Password protect, dummies!
This is not 2001. Your phone is more than a phone—it is a receptacle of your emails, various social media accounts, contact information, banking information, weird pics of your face that you made look old with an app you spent too much money on, and other sundry personal details that should be yours and yours alone. Put a password on your phone and back up your information in case of loss. Maybe install one of those phone tracking apps as well. Make sure your friends and loved ones do this, too—there’s literally no worse feeling than watching your sext go from “delivered” to “read” after getting a FB message from your beau informing you that he left his phone in the back of a cab.

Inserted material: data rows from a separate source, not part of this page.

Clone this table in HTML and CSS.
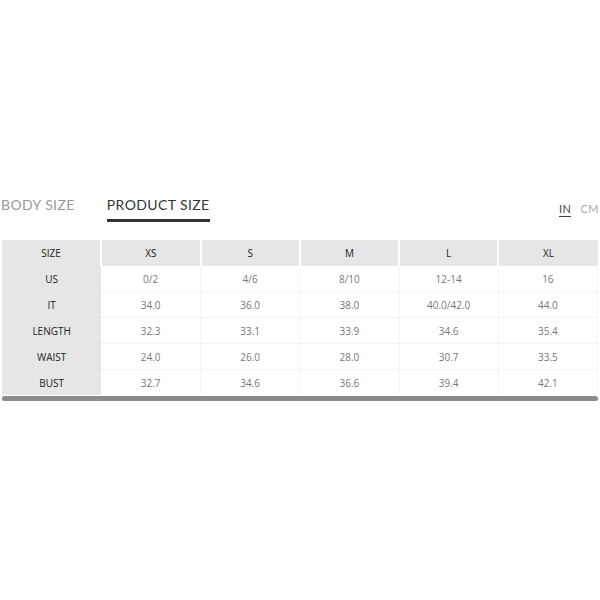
FILE: index.html
```html
<!DOCTYPE html>
<html>
<head>
<meta charset="utf-8">
<link rel="stylesheet" href="styles.css">
</head>
<body>
<div class="page">
  <div class="tabs">
    <div class="tab">BODY SIZE</div>
    <div class="tab active">PRODUCT SIZE</div>
    <div class="units">
      <span class="unit on">IN</span>
      <span class="unit">CM</span>
    </div>
  </div>
  <div class="scroller">
    <table class="chart">
      <thead>
        <tr><th>SIZE</th><th>XS</th><th>S</th><th>M</th><th>L</th><th>XL</th></tr>
      </thead>
      <tbody>
        <tr><th>US</th><td>0/2</td><td>4/6</td><td>8/10</td><td>12-14</td><td>16</td></tr>
        <tr><th>IT</th><td>34.0</td><td>36.0</td><td>38.0</td><td>40.0/42.0</td><td>44.0</td></tr>
        <tr><th>LENGTH</th><td>32.3</td><td>33.1</td><td>33.9</td><td>34.6</td><td>35.4</td></tr>
        <tr><th>WAIST</th><td>24.0</td><td>26.0</td><td>28.0</td><td>30.7</td><td>33.5</td></tr>
        <tr><th>BUST</th><td>32.7</td><td>34.6</td><td>36.6</td><td>39.4</td><td>42.1</td></tr>
      </tbody>
    </table>
    <div class="bar"></div>
  </div>
</div>
</body>
</html>
```

FILE: styles.css
```css
html, body {
  margin: 0;
  padding: 0;
  background: #fff;
}
.page {
  padding-top: 194px;
  font-family: Lato, "Open Sans", sans-serif;
}
.tabs {
  display: flex;
  align-items: flex-start;
  height: 46px;
}
.tab {
  font-size: 14px;
  letter-spacing: 0.4px;
  color: #999;
  padding: 2px 0 6px 1px;
  margin-right: 32px;
}
.tab.active {
  color: #333;
  border-bottom: 3px solid #333;
  padding-left: 0;
}
.units {
  margin-left: auto;
  display: flex;
  gap: 9px;
  padding: 8px 1px 0 0;
  font-size: 11px;
  letter-spacing: 0.5px;
}
.unit {
  color: #aaa;
  padding-bottom: 1px;
}
.unit.on {
  color: #444;
  border-bottom: 1px solid #444;
}
.scroller {
  padding: 0 2px 0 2px;
}
.chart {
  width: 100%;
  border-collapse: collapse;
  table-layout: fixed;
  font-family: "Open Sans", sans-serif;
  font-size: 10px;
}
.chart th, .chart td {
  height: 25px;
  padding: 0;
  text-align: center;
  font-weight: normal;
}
.chart thead th {
  height: 26px;
  background: #e6e6e6;
  color: #222;
  border-right: 2px solid #fff;
}
.chart thead th:last-child {
  border-right: none;
}
.chart tbody th {
  background: #e6e6e6;
  color: #222;
  border-bottom: 1px solid #e2e2e2;
}
.chart tbody td {
  color: #777;
  border-bottom: 1px solid #f4f4f4;
  border-right: 1px solid #f6f6f6;
}
.chart tbody tr:last-child th,
.chart tbody tr:last-child td {
  border-bottom: none;
}
.bar {
  height: 5px;
  margin-top: 1px;
  background: #8a8a8a;
  border-radius: 3px;
}
```
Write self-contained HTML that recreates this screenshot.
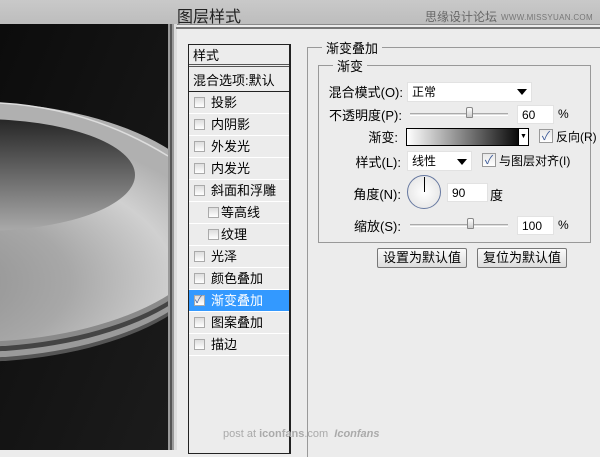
<!DOCTYPE html>
<html><head><meta charset="utf-8"><style>
*{margin:0;padding:0;box-sizing:border-box}
body{width:600px;height:450px;overflow:hidden;background:#ececec;font-family:"Liberation Sans","Noto Sans CJK SC",sans-serif;font-size:13px;color:#000;position:relative}
.abs{position:absolute}
.top{left:0;top:0;width:600px;height:25px;background:linear-gradient(#c9c9c9,#bdbdbd);border-bottom:1px solid #8a8a8a}
.title{left:177px;top:3px;font-size:16px;color:#222}
.wm{left:425px;top:8px;font-size:12px;color:#666}
.wm2{left:501px;top:13px;font-size:8px;color:#777;letter-spacing:.3px}
.list{left:188px;top:44px;width:103px;height:410px;border:1px solid #222;border-right:2px solid #222;background:#ececec}
.it{position:absolute;left:0;width:100px;height:22px;border-bottom:1px solid #fff;line-height:21px;padding-left:22px;font-size:13px}
.cb{position:absolute;left:5px;top:5px;width:11px;height:11px;border:1px solid #aaa;background:linear-gradient(#ddd,#fff)}
.sub{padding-left:32px}.sub .cb{left:19px}
.sel{background:#3399ff;color:#fff}
.fs{border:1px solid #999}
.lbl{position:absolute;background:#ececec;padding:0 4px;font-size:13px}
.r{position:absolute;text-align:right;font-size:13px;left:290px;margin-top:-2px}
.inp{position:absolute;background:#fff;border:1px solid #e2e2e2;font-size:12px;padding-left:4px;line-height:18px}
.tri{position:absolute;width:0;height:0;border-left:5px solid transparent;border-right:5px solid transparent;border-top:6px solid #000}
.slider{position:absolute;height:3px;border-top:1px solid #aaa;border-bottom:1px solid #fff;background:#ddd}
.thumb{position:absolute;width:7px;height:11px;background:linear-gradient(#fff,#ccc);border:1px solid #888;border-radius:2px 2px 1px 1px}
.btn{position:absolute;height:20px;border:1px solid #777;border-radius:2px;background:linear-gradient(#fafafa,#ddd);font-size:13px;text-align:center;line-height:18px}
.chk{position:absolute;width:14px;height:14px;border:1px solid #999;background:linear-gradient(#e8e8e8,#fff);color:#3b5998;font-size:12px;line-height:12px;text-align:center}
</style></head><body>
<div class="abs top"></div>
<div class="abs title">图层样式</div>
<div class="abs wm">思缘设计论坛</div>
<div class="abs wm2">WWW.MISSYUAN.COM</div>
<svg class="abs" style="left:0;top:24px" width="177" height="426">
<defs>
<linearGradient id="bg" x1="0" y1="0" x2="1" y2="1"><stop offset="0" stop-color="#0c0c0c"/><stop offset="1" stop-color="#1c1c1c"/></linearGradient>
<radialGradient id="topd" cx=".35" cy=".75" r=".7"><stop offset="0" stop-color="#888"/><stop offset=".5" stop-color="#a8a8a8"/><stop offset=".8" stop-color="#d0d0d0"/><stop offset="1" stop-color="#b0b0b0"/></radialGradient>
<linearGradient id="inner" x1="0" y1="0" x2="0" y2="1"><stop offset="0" stop-color="#262626"/><stop offset="1" stop-color="#aaaaaa"/></linearGradient>
</defs>
<rect width="177" height="426" fill="url(#bg)"/>
<ellipse cx="-30" cy="218" rx="252" ry="120" fill="#555"/>
<ellipse cx="-30" cy="214" rx="252" ry="120" fill="#9a9a9a"/>
<ellipse cx="-30" cy="208" rx="252" ry="120" fill="#444"/>
<ellipse cx="-30" cy="203" rx="252" ry="120" fill="#8a8a8a"/>
<ellipse cx="-30" cy="198" rx="250" ry="120" fill="url(#topd)"/>
<path d="M0 79 Q90 84 168 132" stroke="#ddd" stroke-width="1.5" fill="none"/>
<ellipse cx="-20" cy="151" rx="155" ry="56" fill="url(#inner)"/>
<rect x="168" y="0" width="9" height="426" fill="#9a9a9a"/>
<rect x="170" y="0" width="2" height="426" fill="#555"/>
<rect x="174" y="0" width="3" height="426" fill="#ddd"/>
</svg>
<div class="abs" style="left:176px;top:27px;width:424px;height:2px;background:#777"></div>
<div class="abs list">
<div class="it" style="top:0;padding-left:4px;height:22px;border-bottom:3px double #555">样式</div>
<div class="it" style="top:25px;padding-left:4px;border-bottom:1px solid #222">混合选项:默认</div>
<div class="it" style="top:47px"><span class="cb"></span>投影</div>
<div class="it" style="top:69px"><span class="cb"></span>内阴影</div>
<div class="it" style="top:91px"><span class="cb"></span>外发光</div>
<div class="it" style="top:113px"><span class="cb"></span>内发光</div>
<div class="it" style="top:135px"><span class="cb"></span>斜面和浮雕</div>
<div class="it sub" style="top:157px"><span class="cb"></span>等高线</div>
<div class="it sub" style="top:179px"><span class="cb"></span>纹理</div>
<div class="it" style="top:201px"><span class="cb"></span>光泽</div>
<div class="it" style="top:223px"><span class="cb"></span>颜色叠加</div>
<div class="it sel" style="top:245px"><span class="cb" style="color:#3b5998;font-size:10px;line-height:9px">✓</span>渐变叠加</div>
<div class="it" style="top:267px"><span class="cb"></span>图案叠加</div>
<div class="it" style="top:289px"><span class="cb"></span>描边</div>
</div>
<div class="abs" style="left:307px;top:47px;width:300px;height:410px;border-left:1px solid #999;border-top:1px solid #999"></div>
<div class="lbl" style="left:322px;top:38px">渐变叠加</div>
<div class="abs fs" style="left:318px;top:65px;width:273px;height:178px"></div>
<div class="lbl" style="left:333px;top:56px">渐变</div>
<div class="r" style="width:113px;top:84px">混合模式(O):</div>
<div class="inp" style="left:407px;top:82px;width:125px;height:20px">正常</div><div class="tri" style="left:517px;top:89px"></div>
<div class="r" style="width:112px;top:107px">不透明度(P):</div>
<div class="slider" style="left:410px;top:113px;width:98px"></div><div class="thumb" style="left:466px;top:107px"></div>
<div class="inp" style="left:517px;top:105px;width:37px;height:19px">60</div><div class="abs" style="left:558px;top:107px;font-size:12px">%</div>
<div class="r" style="width:108px;top:129px">渐变:</div>
<div class="abs" style="left:406px;top:128px;width:123px;height:18px;border:1px solid #000;background:linear-gradient(90deg,#fff,#000 96%)"></div>
<div class="abs" style="left:518px;top:129px;width:10px;height:16px;background:#fff;border-left:1px solid #000;font-size:7px;text-align:center;line-height:16px">▼</div>
<div class="chk" style="left:539px;top:129px">✓</div><div class="abs" style="left:556px;top:128px;font-size:12px">反向(R)</div>
<div class="r" style="width:111px;top:154px">样式(L):</div>
<div class="inp" style="left:407px;top:151px;width:65px;height:20px">线性</div><div class="tri" style="left:457px;top:159px"></div>
<div class="chk" style="left:482px;top:153px">✓</div><div class="abs" style="left:499px;top:152px;font-size:12px">与图层对齐(I)</div>
<div class="r" style="width:111px;top:186px">角度(N):</div>
<div class="abs" style="left:407px;top:175px;width:34px;height:34px;border-radius:50%;border:1px solid #6678a0;background:radial-gradient(#fff,#e0e0e0)"></div>
<div class="abs" style="left:424px;top:177px;width:1px;height:15px;background:#000"></div>
<div class="inp" style="left:447px;top:183px;width:41px;height:19px">90</div><div class="abs" style="left:490px;top:185px;font-size:13px">度</div>
<div class="r" style="width:111px;top:218px">缩放(S):</div>
<div class="slider" style="left:410px;top:224px;width:98px"></div><div class="thumb" style="left:467px;top:218px"></div>
<div class="inp" style="left:517px;top:216px;width:37px;height:19px">100</div><div class="abs" style="left:558px;top:218px;font-size:12px">%</div>
<div class="btn" style="left:377px;top:248px;width:90px">设置为默认值</div>
<div class="btn" style="left:477px;top:248px;width:90px">复位为默认值</div>
<div class="abs" style="left:223px;top:428px;font-size:11px;color:#aaa">post at <b>iconfans</b>.com&nbsp;&nbsp;<i><b>Iconfans</b></i></div>
</body></html>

S/O to that cab driver, currently in possession of a truly terrifying number of pictures of my butt, and who sent me back a winky face before taking the battery out of that phone forever. #cute
Save numbers with thoughtful details to help you remember who people are
“One missed call from: Jen, SDTC Bad Bitch in Charge”
“Two new emails from: Dave (U of T student, met outside Saving Gigi)”
“One new message from: EMILY DON’T EVEN THINK ABOUT IT HE IS THE DEVIL.”
Know your limit, play within it
Every time I did something terrible to my phone—drop it, fall on it, get it somehow covered in blood (it happened)—I used to think to myself, “This is why we can’t have nice things.” For a while, I was right. I had to live with the shittiest, most weirdly long flip phone (flip phone!) that was missing a back and which had a faulty 7 key. It was impossible to lose or break. If you are constantly leaving your phone at restaurants or stepping on it in the night or whatever, maybe you need to accept that you don’t deserve a $400 phone. You can’t take care of it. This is like the “take care of this egg” experiment from high school. Or at least from television high school, which is almost the same. You’ve crushed the egg, and you and Dreamboat Jimmy are unfit parents. Get a terrible brick of a phone and live with that for a year, or until you’ve learned to value your own possessions.
Top tips: don’t keep it in your bra if you are in the bathroom—you’ll drop it in the toilet. Don’t put it down on a table or counter-top without first checking to see if that table or counter-top is quietly damp—you’ll water damage it into oblivion. Don’t allow a baby to play with your phone unsupervised—it will be in its diaper or mouth (or BOTH) by the time you get back. Don’t text in the bath. Don’t use your phone as a doorstop. Don’t play large-scale dominoes with a bunch of phones. Don’t try to make a phone call from the top of a cliff after you’ve just lotion-ed up your hands. You get the idea.
Carry your charger
Or buy one of those chargey cases. Having your phone die can feel like a full-scale traumatic event, and at the very least is extremely inconvenient in this day and age where we are all supposed to be fully contactable 24/sevs. Don’t get stuck without Google Maps in a new ‘hood or without the ability to Snapchat the best dog you have ever seen. Just use your brain and keep your phone juiced up. This is an especially important point for boys: Hey, boys. Charge your damn phones. How are we supposed to holla at you if your holla-machines are down?! #holla
Take off that thing where your phone loads all your photos onto whatever computer you plug it into.
Never rush frantically to close your friend’s laptop again. The freedom!
Keep it together in public
You don’t need to scream your life story into your cell on the bus. TBH, the bus isn’t really a place for phone conversations anyway. TBVH, I’d prefer if we did away with talking on the phone altogether. It’s 2013, just send me a text and call it a day. You’re more direct via text, have a record of the conversation in case you need to reference it at a later date, and it makes life a lot easier to communicate for those of us who are incapable of sounding like a normal human after being woken up by a phone. Also, for future ref, “…did I just wake you up?” is the rudest thing you can ask a person you have clearly just woken up at 3pm on a Monday. Some of us set our own schedules and some of us need a midday nap just to keep going in this crazy, messed up world. Now send me an email and let me get back to it.
Well, it’s almost nap time. Just gotta plug in this phone and hit snooze on the touchscreen of my brain. Goodnight/call me/do not call me but do send a text, I love to text!